**THE PROBLEM**
In the material below, list every line carrying the string "this".
***
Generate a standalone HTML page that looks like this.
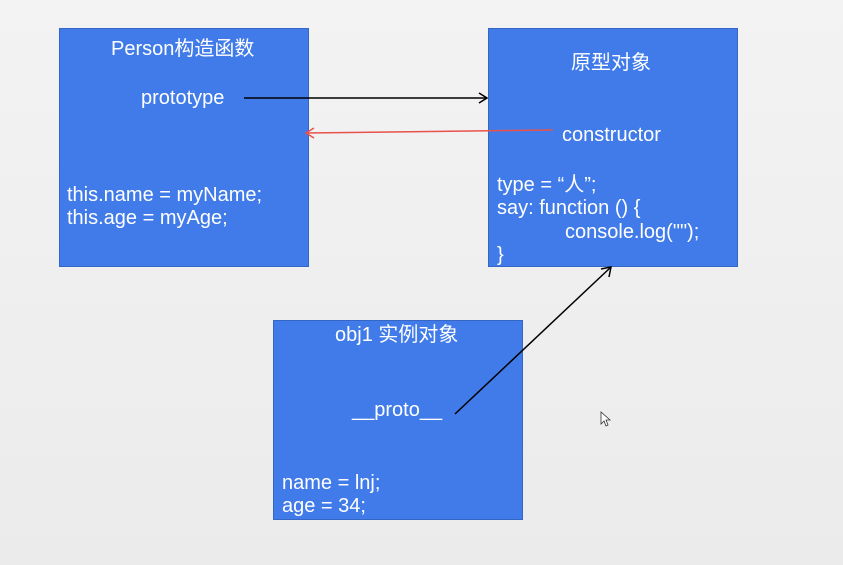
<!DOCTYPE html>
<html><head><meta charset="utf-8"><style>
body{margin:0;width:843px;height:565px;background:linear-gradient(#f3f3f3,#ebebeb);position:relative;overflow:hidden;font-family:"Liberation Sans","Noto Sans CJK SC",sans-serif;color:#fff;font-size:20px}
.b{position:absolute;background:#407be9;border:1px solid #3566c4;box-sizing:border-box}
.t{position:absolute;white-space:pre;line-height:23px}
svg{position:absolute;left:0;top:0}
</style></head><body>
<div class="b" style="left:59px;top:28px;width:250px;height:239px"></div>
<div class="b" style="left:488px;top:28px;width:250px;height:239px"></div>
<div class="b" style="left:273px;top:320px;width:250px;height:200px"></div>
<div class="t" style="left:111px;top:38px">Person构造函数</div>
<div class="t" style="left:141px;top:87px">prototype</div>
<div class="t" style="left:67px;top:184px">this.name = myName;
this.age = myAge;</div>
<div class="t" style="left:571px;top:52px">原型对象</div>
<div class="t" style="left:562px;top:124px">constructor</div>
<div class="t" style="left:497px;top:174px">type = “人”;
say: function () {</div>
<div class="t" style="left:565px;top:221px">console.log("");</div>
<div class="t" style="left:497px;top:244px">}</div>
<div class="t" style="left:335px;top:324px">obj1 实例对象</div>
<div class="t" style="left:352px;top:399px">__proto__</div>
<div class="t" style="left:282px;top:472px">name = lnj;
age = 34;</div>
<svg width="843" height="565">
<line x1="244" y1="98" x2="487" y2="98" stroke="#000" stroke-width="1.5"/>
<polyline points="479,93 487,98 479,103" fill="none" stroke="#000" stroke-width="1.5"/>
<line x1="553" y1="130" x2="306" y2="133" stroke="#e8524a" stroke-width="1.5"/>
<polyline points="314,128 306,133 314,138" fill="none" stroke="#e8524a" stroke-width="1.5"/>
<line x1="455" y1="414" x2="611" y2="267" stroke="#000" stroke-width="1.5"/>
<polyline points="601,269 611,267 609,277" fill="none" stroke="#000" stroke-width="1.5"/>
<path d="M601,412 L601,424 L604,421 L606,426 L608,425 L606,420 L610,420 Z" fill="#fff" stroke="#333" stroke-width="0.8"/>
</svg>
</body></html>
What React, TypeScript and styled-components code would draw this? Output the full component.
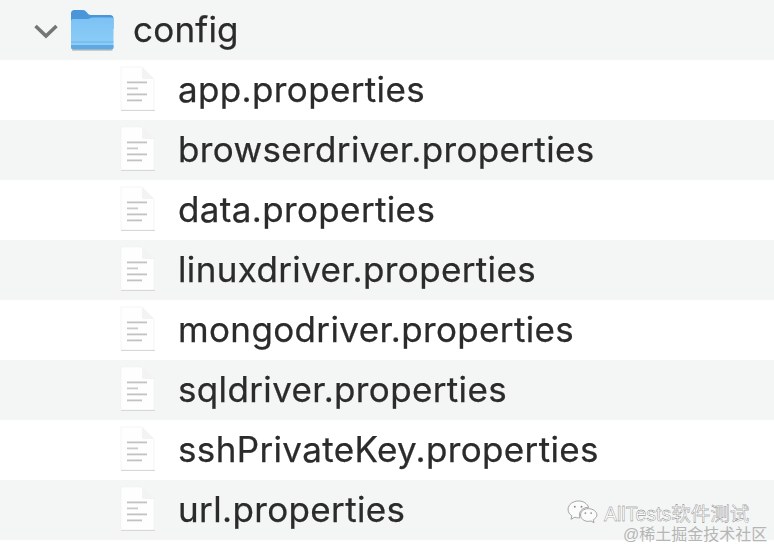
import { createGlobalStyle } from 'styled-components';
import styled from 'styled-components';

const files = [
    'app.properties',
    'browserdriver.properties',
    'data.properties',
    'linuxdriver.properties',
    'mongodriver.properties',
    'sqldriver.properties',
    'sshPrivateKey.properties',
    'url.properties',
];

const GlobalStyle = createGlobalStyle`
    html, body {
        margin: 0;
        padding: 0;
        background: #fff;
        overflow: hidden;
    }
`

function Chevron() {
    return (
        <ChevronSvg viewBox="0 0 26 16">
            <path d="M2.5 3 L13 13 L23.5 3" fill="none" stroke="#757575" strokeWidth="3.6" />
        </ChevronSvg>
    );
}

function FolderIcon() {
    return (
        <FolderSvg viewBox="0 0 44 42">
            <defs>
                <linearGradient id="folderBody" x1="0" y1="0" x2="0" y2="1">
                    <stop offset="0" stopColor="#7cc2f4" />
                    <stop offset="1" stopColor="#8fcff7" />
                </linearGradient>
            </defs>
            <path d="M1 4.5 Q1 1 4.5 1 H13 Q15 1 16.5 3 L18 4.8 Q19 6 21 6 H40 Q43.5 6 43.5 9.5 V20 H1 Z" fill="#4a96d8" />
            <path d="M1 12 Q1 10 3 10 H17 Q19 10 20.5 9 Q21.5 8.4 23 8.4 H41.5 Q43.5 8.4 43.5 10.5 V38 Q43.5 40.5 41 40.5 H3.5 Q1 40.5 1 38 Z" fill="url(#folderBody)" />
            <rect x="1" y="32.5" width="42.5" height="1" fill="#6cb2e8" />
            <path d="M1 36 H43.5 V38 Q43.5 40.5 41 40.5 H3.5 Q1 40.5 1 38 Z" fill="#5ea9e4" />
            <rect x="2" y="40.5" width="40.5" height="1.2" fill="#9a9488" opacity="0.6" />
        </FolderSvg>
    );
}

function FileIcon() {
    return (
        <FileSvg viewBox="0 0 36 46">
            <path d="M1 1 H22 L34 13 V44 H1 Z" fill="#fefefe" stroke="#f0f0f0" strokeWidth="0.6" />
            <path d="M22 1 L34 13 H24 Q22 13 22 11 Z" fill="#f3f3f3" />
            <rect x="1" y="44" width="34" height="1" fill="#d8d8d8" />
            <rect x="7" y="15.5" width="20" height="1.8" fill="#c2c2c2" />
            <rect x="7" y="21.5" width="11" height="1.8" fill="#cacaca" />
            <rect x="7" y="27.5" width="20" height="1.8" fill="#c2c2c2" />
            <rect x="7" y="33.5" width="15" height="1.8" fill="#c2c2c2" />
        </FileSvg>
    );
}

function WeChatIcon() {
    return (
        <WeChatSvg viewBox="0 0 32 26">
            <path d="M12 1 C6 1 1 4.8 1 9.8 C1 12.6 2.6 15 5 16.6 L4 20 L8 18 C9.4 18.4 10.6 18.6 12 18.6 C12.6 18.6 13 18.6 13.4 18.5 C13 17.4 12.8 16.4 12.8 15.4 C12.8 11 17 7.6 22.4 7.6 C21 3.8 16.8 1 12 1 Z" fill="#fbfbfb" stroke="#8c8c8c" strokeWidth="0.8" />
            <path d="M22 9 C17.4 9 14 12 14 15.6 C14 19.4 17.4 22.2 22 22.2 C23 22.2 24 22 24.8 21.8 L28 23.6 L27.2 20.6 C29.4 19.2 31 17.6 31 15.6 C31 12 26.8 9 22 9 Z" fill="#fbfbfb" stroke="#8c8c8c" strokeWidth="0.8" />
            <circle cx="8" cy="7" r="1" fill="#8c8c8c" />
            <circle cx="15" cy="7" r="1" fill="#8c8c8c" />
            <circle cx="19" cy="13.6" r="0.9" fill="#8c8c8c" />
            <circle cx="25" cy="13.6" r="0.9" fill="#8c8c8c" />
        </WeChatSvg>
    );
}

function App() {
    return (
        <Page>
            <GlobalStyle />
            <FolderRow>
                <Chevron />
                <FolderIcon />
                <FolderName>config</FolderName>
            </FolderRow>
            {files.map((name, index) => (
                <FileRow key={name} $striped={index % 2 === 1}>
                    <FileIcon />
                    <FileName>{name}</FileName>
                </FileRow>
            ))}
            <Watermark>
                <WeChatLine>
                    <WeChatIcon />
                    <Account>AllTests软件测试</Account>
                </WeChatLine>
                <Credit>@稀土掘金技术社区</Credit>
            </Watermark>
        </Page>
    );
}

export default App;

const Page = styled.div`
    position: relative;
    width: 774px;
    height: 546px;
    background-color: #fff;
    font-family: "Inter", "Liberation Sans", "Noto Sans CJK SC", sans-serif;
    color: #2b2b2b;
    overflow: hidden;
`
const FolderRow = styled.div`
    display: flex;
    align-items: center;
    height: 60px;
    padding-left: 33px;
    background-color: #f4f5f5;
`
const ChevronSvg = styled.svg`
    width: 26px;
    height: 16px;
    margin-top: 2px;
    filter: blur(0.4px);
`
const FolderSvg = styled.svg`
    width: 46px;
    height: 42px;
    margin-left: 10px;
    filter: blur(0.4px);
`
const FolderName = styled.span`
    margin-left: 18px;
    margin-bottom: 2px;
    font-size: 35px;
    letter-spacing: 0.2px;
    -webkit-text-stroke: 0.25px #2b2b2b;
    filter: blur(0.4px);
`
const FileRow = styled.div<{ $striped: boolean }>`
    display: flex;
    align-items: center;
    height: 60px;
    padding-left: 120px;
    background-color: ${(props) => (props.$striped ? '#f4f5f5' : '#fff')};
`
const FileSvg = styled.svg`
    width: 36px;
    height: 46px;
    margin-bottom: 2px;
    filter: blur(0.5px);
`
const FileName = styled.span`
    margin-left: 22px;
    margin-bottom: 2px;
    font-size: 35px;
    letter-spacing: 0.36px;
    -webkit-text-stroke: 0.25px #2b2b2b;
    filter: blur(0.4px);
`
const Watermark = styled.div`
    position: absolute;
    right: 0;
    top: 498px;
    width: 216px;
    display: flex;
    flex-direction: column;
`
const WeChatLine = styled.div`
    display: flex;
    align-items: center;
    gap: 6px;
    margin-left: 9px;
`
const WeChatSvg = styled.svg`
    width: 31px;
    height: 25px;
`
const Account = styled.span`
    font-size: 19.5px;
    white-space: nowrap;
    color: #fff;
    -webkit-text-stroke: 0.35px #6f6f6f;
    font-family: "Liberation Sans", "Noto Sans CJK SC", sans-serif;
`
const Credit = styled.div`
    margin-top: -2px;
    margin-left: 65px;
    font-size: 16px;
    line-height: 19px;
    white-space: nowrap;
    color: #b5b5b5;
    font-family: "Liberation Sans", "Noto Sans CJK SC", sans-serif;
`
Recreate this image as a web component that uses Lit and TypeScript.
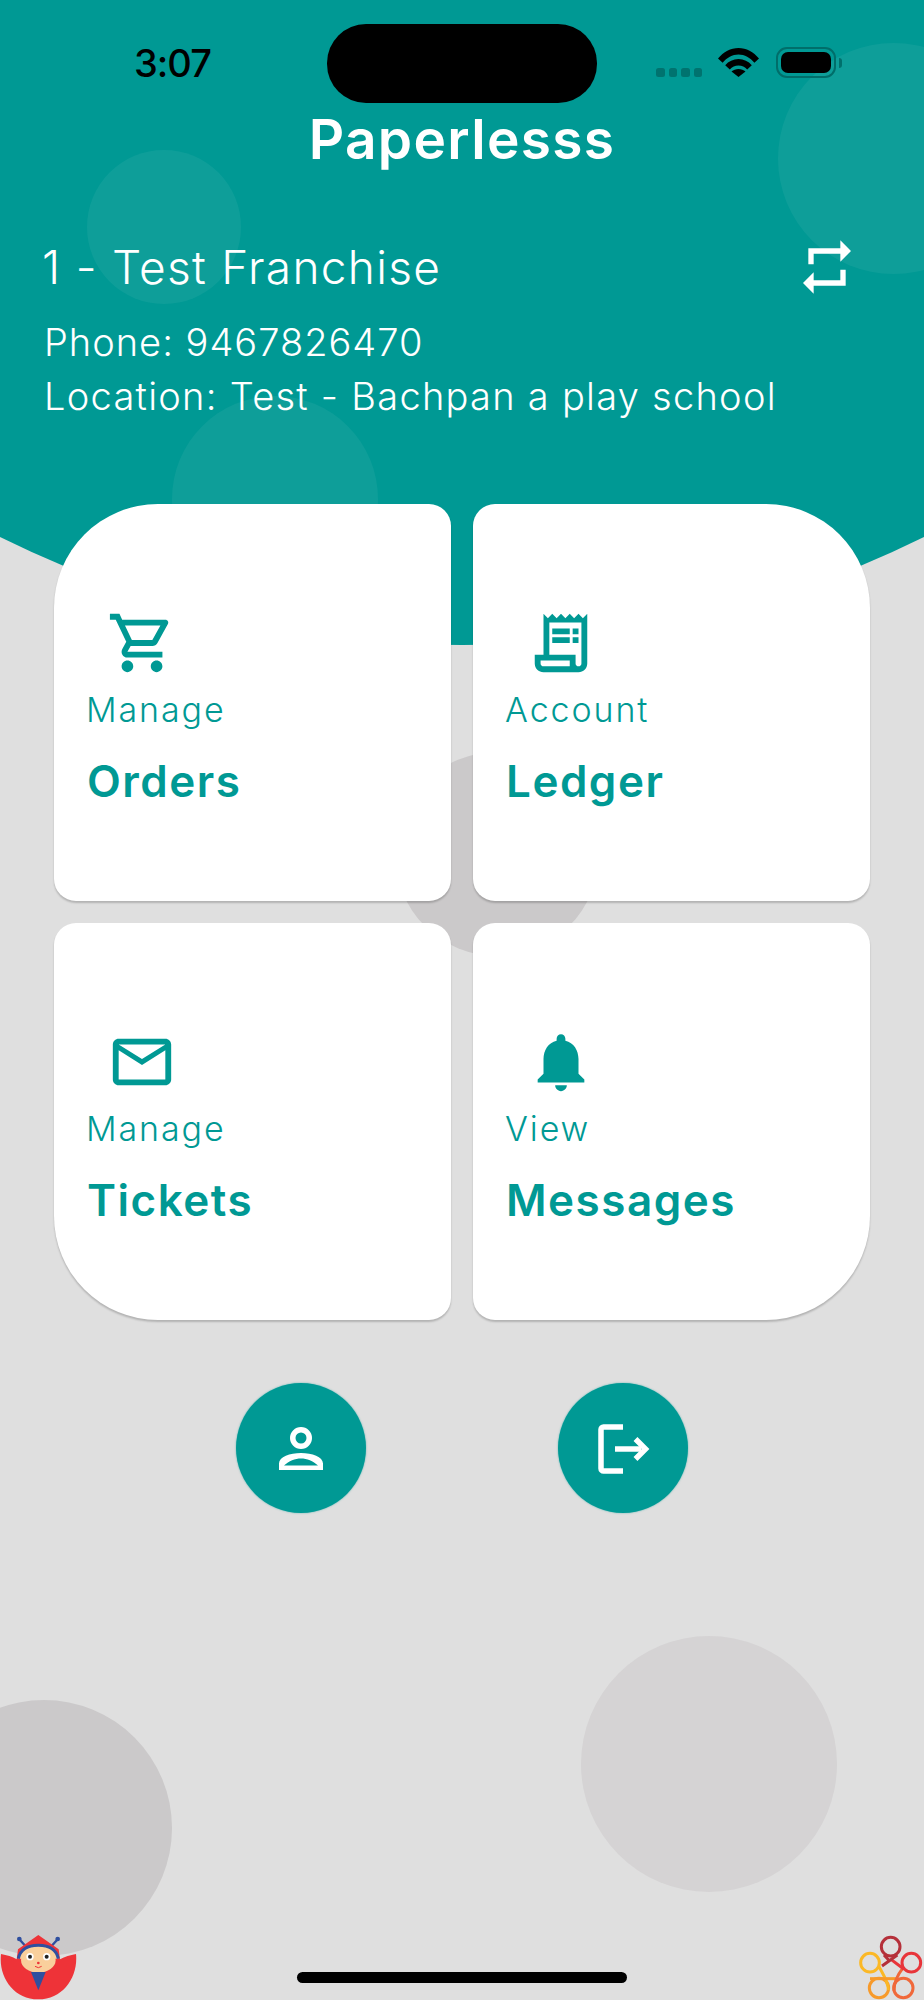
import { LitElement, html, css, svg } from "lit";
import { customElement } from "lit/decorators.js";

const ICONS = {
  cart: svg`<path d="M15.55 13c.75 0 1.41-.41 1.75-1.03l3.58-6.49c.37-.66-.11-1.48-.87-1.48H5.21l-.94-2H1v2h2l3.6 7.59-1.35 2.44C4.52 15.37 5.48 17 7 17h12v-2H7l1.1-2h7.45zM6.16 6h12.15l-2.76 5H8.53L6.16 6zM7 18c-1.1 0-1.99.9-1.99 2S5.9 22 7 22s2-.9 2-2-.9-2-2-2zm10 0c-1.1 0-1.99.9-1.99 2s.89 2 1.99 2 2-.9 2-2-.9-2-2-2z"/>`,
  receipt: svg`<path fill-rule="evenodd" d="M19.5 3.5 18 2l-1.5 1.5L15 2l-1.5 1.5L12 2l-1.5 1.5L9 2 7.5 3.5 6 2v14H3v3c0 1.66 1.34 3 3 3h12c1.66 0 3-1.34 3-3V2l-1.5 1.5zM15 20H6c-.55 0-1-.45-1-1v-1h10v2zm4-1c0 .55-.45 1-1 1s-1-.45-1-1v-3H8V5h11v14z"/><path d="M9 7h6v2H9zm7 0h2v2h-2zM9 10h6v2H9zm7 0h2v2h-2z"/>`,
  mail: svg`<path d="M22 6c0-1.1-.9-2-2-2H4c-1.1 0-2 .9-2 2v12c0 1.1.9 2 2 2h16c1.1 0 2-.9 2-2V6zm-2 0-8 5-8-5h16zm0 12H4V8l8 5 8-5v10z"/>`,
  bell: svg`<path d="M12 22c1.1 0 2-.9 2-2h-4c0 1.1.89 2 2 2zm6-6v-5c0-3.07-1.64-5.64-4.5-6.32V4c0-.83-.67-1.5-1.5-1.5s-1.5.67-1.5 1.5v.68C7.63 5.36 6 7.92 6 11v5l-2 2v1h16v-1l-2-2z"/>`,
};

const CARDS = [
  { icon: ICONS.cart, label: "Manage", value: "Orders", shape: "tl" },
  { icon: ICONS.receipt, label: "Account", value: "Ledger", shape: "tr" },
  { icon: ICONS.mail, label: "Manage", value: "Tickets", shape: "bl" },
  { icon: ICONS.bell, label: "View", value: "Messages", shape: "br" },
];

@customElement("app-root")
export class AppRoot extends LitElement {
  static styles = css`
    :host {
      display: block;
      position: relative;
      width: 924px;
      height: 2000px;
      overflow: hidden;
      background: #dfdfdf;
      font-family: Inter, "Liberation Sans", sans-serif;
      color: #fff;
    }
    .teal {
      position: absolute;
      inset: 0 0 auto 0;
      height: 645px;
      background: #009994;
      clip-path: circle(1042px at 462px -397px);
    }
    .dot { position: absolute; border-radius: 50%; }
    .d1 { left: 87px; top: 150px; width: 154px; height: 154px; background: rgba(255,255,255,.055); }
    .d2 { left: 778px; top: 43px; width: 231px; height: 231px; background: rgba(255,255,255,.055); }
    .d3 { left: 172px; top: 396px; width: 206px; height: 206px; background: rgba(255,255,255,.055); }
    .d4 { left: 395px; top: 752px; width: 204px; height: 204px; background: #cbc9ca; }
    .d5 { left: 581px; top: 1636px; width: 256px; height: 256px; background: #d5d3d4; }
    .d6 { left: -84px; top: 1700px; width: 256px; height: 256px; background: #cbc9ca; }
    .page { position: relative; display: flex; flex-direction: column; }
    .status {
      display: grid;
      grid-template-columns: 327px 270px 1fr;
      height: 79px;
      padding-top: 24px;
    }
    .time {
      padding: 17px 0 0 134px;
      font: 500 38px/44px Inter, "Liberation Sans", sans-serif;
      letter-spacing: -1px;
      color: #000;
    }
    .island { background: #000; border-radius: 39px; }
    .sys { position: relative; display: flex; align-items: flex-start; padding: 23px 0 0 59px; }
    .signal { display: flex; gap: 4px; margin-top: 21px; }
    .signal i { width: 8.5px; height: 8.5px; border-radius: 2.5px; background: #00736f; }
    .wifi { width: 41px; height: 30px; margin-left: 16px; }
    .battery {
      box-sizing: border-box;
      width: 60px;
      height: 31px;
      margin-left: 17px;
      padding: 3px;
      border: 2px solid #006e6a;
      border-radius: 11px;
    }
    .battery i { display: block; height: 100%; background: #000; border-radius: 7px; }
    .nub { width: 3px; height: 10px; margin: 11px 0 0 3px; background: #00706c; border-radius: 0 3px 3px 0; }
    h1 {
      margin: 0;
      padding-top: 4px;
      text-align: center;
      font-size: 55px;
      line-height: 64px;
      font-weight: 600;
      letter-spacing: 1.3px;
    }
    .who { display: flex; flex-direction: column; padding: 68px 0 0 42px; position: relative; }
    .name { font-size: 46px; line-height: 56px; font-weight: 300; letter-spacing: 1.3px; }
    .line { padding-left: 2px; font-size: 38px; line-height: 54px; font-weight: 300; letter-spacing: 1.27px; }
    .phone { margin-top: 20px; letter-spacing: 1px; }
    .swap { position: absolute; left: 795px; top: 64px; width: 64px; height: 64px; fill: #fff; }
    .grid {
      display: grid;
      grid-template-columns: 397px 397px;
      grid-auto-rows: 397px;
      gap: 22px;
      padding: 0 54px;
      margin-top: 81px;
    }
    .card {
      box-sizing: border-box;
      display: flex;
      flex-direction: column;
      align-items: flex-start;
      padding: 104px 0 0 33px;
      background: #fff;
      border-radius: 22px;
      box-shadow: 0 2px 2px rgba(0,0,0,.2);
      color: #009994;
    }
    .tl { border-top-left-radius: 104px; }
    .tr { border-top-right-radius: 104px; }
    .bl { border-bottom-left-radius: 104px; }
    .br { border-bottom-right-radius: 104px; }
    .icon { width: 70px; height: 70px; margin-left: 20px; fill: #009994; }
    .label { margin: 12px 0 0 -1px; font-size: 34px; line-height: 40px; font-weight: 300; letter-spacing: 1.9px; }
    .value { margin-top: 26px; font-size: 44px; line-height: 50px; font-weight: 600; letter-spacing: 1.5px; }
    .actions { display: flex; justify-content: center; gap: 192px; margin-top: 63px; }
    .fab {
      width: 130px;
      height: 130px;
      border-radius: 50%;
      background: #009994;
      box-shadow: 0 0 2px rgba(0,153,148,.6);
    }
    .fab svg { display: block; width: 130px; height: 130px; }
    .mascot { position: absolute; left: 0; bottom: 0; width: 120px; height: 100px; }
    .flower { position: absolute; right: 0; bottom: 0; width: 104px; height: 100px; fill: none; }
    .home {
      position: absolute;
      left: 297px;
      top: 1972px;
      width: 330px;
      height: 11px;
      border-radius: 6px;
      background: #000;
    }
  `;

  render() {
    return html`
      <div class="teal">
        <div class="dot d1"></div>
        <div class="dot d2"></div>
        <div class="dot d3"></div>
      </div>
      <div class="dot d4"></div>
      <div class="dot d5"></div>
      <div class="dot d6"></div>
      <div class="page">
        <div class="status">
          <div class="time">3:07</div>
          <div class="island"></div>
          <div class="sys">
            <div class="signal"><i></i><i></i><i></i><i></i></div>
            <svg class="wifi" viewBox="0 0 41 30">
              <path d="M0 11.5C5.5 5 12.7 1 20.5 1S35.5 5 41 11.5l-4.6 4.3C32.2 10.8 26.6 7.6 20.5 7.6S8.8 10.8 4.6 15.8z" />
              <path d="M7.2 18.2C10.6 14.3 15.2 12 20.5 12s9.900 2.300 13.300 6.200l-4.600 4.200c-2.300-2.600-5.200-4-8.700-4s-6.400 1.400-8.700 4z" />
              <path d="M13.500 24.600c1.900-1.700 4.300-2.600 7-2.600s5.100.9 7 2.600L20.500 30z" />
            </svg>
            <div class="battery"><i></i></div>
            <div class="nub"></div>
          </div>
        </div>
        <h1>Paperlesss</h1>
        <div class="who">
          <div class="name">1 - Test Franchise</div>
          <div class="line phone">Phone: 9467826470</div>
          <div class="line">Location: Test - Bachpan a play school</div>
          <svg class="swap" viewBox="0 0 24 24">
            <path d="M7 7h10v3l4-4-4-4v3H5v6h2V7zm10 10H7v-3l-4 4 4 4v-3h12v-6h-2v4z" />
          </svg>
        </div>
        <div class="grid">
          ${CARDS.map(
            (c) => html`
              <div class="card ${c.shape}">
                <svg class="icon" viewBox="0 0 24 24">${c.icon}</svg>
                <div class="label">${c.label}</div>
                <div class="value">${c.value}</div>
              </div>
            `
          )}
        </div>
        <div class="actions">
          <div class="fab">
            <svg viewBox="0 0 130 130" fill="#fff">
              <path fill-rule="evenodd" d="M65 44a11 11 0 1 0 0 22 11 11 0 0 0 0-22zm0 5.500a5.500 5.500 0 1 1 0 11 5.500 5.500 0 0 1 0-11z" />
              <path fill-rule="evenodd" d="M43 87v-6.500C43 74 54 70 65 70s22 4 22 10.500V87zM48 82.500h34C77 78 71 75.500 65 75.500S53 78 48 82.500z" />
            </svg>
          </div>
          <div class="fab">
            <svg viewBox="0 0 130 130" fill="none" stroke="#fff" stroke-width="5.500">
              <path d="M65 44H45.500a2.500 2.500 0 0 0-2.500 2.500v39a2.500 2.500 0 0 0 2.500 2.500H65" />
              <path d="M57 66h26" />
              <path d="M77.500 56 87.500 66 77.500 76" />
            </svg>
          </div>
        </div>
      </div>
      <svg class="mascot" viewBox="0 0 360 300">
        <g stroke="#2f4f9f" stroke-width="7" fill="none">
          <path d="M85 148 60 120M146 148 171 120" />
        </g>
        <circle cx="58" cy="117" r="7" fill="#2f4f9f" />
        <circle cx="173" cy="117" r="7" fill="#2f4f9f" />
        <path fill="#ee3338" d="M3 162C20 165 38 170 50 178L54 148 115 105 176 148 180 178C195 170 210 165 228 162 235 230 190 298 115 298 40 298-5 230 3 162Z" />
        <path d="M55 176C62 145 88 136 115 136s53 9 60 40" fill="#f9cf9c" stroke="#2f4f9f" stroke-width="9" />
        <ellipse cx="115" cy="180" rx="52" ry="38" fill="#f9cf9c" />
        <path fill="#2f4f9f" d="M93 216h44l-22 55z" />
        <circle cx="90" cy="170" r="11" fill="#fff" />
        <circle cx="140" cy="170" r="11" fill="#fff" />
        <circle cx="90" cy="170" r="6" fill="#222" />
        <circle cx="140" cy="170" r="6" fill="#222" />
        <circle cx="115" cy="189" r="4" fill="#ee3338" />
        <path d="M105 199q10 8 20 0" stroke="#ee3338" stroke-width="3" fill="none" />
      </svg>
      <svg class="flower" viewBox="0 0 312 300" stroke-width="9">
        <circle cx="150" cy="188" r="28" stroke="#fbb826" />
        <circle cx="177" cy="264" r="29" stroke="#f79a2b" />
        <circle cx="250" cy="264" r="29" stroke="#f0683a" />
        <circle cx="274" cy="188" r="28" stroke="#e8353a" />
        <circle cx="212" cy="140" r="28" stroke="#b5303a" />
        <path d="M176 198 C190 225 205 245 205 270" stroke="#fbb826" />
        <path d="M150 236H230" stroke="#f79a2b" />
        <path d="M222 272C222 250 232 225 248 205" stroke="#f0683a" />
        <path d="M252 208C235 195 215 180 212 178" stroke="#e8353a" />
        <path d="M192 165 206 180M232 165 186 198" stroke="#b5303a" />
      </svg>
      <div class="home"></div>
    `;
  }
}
***
**THE REPLY**
Generate a standalone HTML page that looks like this.
<div class="t" style="left:67px;top:184px">this.name = myName;
this.age = myAge;</div>
What React, TypeScript and styled-components code would draw this? Output the full component.
Recreate this image as a web component that uses Lit and TypeScript.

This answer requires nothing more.